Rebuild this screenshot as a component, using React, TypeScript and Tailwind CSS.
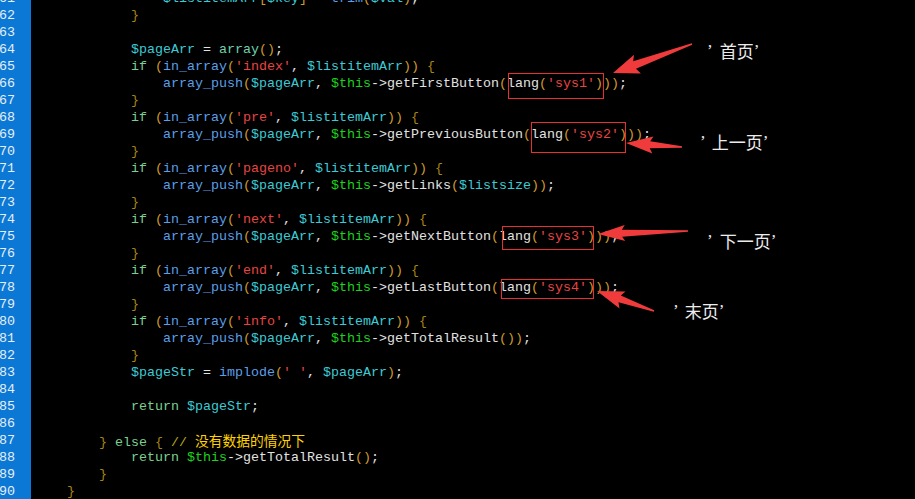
import React from "react";

const C = {
  var: "text-[#3ccbd6]",
  self: "text-[#1fd11f]",
  kw: "text-[#7bd08f]",
  fn: "text-[#5b9fe8]",
  arr: "text-[#6fd0ae]",
  str: "text-[#e84444]",
  paren: "text-[#cf9a2a]",
  brace: "text-[#a88416]",
  plain: "text-[#e2e2e2]",
  cmt: "text-[#b4a81c]",
  cjk: "text-[#ffd200]",
};

const lines: [number, string][] = [
  [61, "                $listitemArr[$key] = trim($val);"],
  [62, "            }"],
  [63, ""],
  [64, "            $pageArr = array();"],
  [65, "            if (in_array('index', $listitemArr)) {"],
  [66, "                array_push($pageArr, $this->getFirstButton(lang('sys1')));"],
  [67, "            }"],
  [68, "            if (in_array('pre', $listitemArr)) {"],
  [69, "                array_push($pageArr, $this->getPreviousButton(lang('sys2')));"],
  [70, "            }"],
  [71, "            if (in_array('pageno', $listitemArr)) {"],
  [72, "                array_push($pageArr, $this->getLinks($listsize));"],
  [73, "            }"],
  [74, "            if (in_array('next', $listitemArr)) {"],
  [75, "                array_push($pageArr, $this->getNextButton(lang('sys3')));"],
  [76, "            }"],
  [77, "            if (in_array('end', $listitemArr)) {"],
  [78, "                array_push($pageArr, $this->getLastButton(lang('sys4')));"],
  [79, "            }"],
  [80, "            if (in_array('info', $listitemArr)) {"],
  [81, "                array_push($pageArr, $this->getTotalResult());"],
  [82, "            }"],
  [83, "            $pageStr = implode(' ', $pageArr);"],
  [84, ""],
  [85, "            return $pageStr;"],
  [86, ""],
  [87, "        } else { // 没有数据的情况下"],
  [88, "            return $this->getTotalResult();"],
  [89, "        }"],
  [90, "    }"],
];

const KW = ["if", "else", "return"];
const FN = ["in_array", "array_push", "implode", "trim"];

function tokenize(src: string) {
  const out: { t: string; c: string }[] = [];
  const re = /(\$this)|(\$\w+)|('[^']*')|(->)|([A-Za-z_]\w*)|([()\[\]])|([{}])|(\s+)|(.)/g;
  let m: RegExpExecArray | null;
  let afterArrow = false;
  while ((m = re.exec(src))) {
    const t = m[0];
    let c = C.plain;
    if (m[1]) c = C.self;
    else if (m[2]) c = C.var;
    else if (m[3]) c = C.str;
    else if (m[4]) c = C.plain;
    else if (m[5]) {
      if (afterArrow) c = C.plain;
      else if (KW.includes(t)) c = C.kw;
      else if (FN.includes(t)) c = C.fn;
      else if (t === "array") c = C.arr;
      else c = C.plain;
    } else if (m[6]) c = C.paren;
    else if (m[7]) c = C.brace;
    if (!m[8]) afterArrow = !!m[4];
    out.push({ t, c });
  }
  return out;
}

function CodeLine({ src }: { src: string }) {
  const ci = src.indexOf("//");
  const code = ci >= 0 ? src.slice(0, ci) : src;
  return (
    <span className="whitespace-pre">
      {tokenize(code).map((k, i) => (
        <span key={i} className={k.c}>
          {k.t}
        </span>
      ))}
      {ci >= 0 && (
        <>
          <span className={C.cmt}>// </span>
          <span
            className={`${C.cjk} text-[13.75px] font-['Noto_Sans_CJK_SC',sans-serif]`}
          >
            {src.slice(ci + 3)}
          </span>
        </>
      )}
    </span>
  );
}

// tapered arrow polygon, tail -> tip
function arrow(tail: [number, number], tip: [number, number], headLen: number, headW: number, shaft: number) {
  const [tx, ty] = tail;
  const [hx, hy] = tip;
  const dx = tx - hx;
  const dy = ty - hy;
  const L = Math.hypot(dx, dy);
  const ux = dx / L;
  const uy = dy / L;
  const nx = -uy;
  const ny = ux;
  const bx = hx + ux * headLen;
  const by = hy + uy * headLen;
  const pts = [
    [hx, hy],
    [bx + ux * 3 + (nx * headW) / 2, by + uy * 3 + (ny * headW) / 2],
    [bx + (nx * shaft) / 2, by + (ny * shaft) / 2],
    [tx + nx * 0.7, ty + ny * 0.7],
    [tx - nx * 0.7, ty - ny * 0.7],
    [bx - (nx * shaft) / 2, by - (ny * shaft) / 2],
    [bx + ux * 3 - (nx * headW) / 2, by + uy * 3 - (ny * headW) / 2],
  ];
  return pts.map((p) => p.map((v) => v.toFixed(1)).join(",")).join(" ");
}

const labels = [
  { text: "首页", x: 707, y: 41, gap: "ml-[7px]" },
  { text: "上一页", x: 700, y: 132, gap: "ml-[6px]" },
  { text: "下一页", x: 707, y: 231, gap: "ml-[7px]" },
  { text: "末页", x: 673, y: 301, gap: "ml-[6px]" },
];

export default function App() {
  return (
    <div className="relative w-[915px] h-[499px] overflow-hidden bg-black font-['Liberation_Mono','Courier_New',monospace] text-[13.3333px]">
      <div className="-mt-[10px] flex flex-col">
        {lines.map(([n, src]) => (
          <div key={n} className="flex h-[17px] leading-[17px]">
            <div className="w-[31px] shrink-0 bg-[#0a78d4] text-[#e8eef6] -indent-[1px]">
              {n}
            </div>
            <div className="pl-[4px]">
              <CodeLine src={src} />
            </div>
          </div>
        ))}
      </div>

      {/* annotations */}
      <svg
        className="absolute left-0 top-0 pointer-events-none"
        width={915}
        height={499}
        viewBox="0 0 915 499"
      >
        <g fill="none" stroke="#e8302f" strokeWidth={1}>
          <rect x={508.5} y={73.5} width={95} height={25} />
          <rect x={531.5} y={122.5} width={94} height={30} />
          <rect x={502.5} y={226.5} width={91} height={23} />
          <rect x={501.5} y={279.5} width={92} height={19} />
        </g>
        <g fill="#ef3b3b">
          <polygon points={arrow([692, 44], [613, 73], 23, 20, 8)} />
          <polygon points={arrow([682, 147], [626, 143], 24, 17, 7)} />
          <polygon points={arrow([688, 231], [598, 234], 24, 16, 7)} />
          <polygon points={arrow([654, 311], [597, 291], 24, 18, 7)} />
        </g>
      </svg>

      {labels.map((l) => (
        <div
          key={l.text}
          className="absolute flex h-[20px] items-center text-[17px] leading-[20px] text-[#ececec] font-['Liberation_Serif','Noto_Sans_CJK_SC',serif]"
          style={{ left: l.x, top: l.y }}
        >
          <span>’</span>
          <span className={`${l.gap} font-['Noto_Sans_CJK_SC',sans-serif]`}>{l.text}</span>
          <span>’</span>
        </div>
      ))}
    </div>
  );
}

→ Task
Which lines in the data above contain "React"? Show each one.

→ Response for this exercise
Rebuild this screenshot as a component, using React, TypeScript and Tailwind CSS.
import React from "react";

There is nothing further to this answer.